Thursday, October 7, 2010

Three Spanish Bargains

Celler de Capçanes Mas Donís Barrica 2007: It's true what they say, this is a very good wine at a very good price. Notes of rhubarb, strawberry, graphite, and a little oak spice on the nose, then bright red berry fruit on the palate. Angel Teixido, Jurgen Wagner, and Francesc Perello are the three young winemakers who produce this and a bunch of other wines (including the marvelous Peraj Ha'Abib, aka the world's greatest kosher wine).
Read more about Capçanes here.

Bodegas Borsao Monte Oton Garnacha 2009: "Bodegas Borsao" is an amalgamation of three big cooperatives, in operation since 1958. They control about 3,400 acres in the Campo de Borja, most of which is planted to garnacha. Oceans of this garnacha are bottled under the "Viña Borgia" name; the Monte Oton is sort of the business-class version: Bigger, richer, more refined, with aromas and flavors of black fruit, anise, and vanilla. Now that I think about it, there's a real luxury-class version of this wine, too--the "Tres Picos," which is a joven (not barrel-aged) but sure doesn't act that way. Like its cousin from Calatayud, the fabulous Atteca, it is an unapologetic fruit bomb, its bomb-ness ameliorated by lots of mocha and anise and earthy character.

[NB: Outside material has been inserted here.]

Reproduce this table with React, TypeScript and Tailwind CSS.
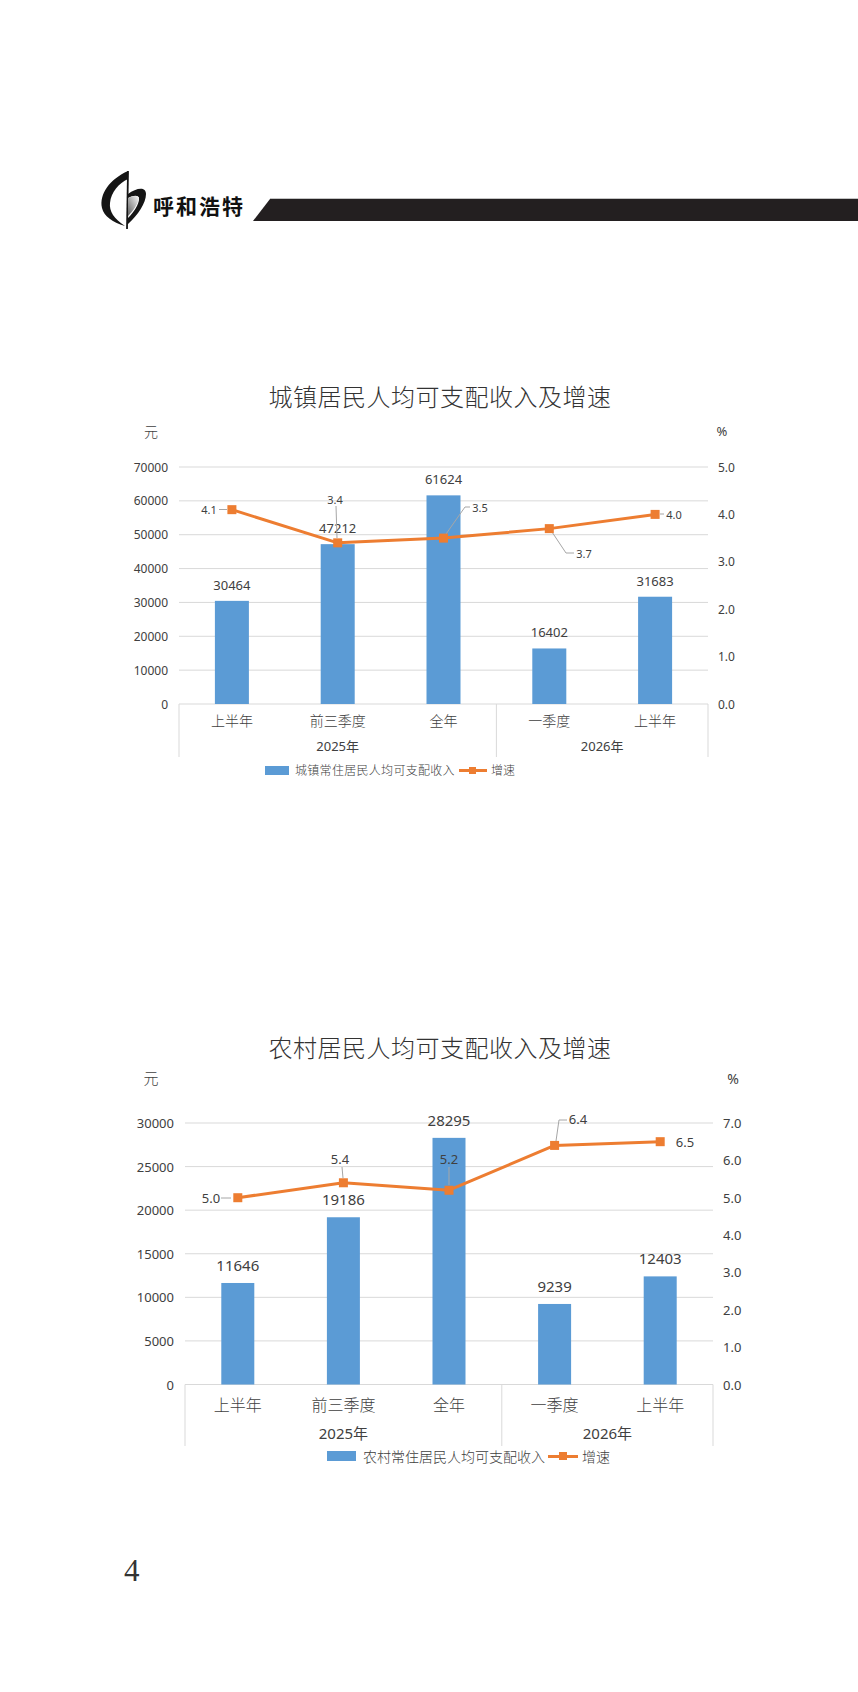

Bodegas Juan Gil Honoro Vera Merlot Jumilla 2009: I confess, when the bottle was put in front of me, I was extremely skeptical. Merlot from Jumilla? Well, Juan Gil and Paco González at Bodegas Juan Gil (and their importer, the ever-resourceful Jorge Ordoñez) are full of surprises, and this merlot is one of them, offering very soft but not jammy red berry fruit with just a hint of cocoa.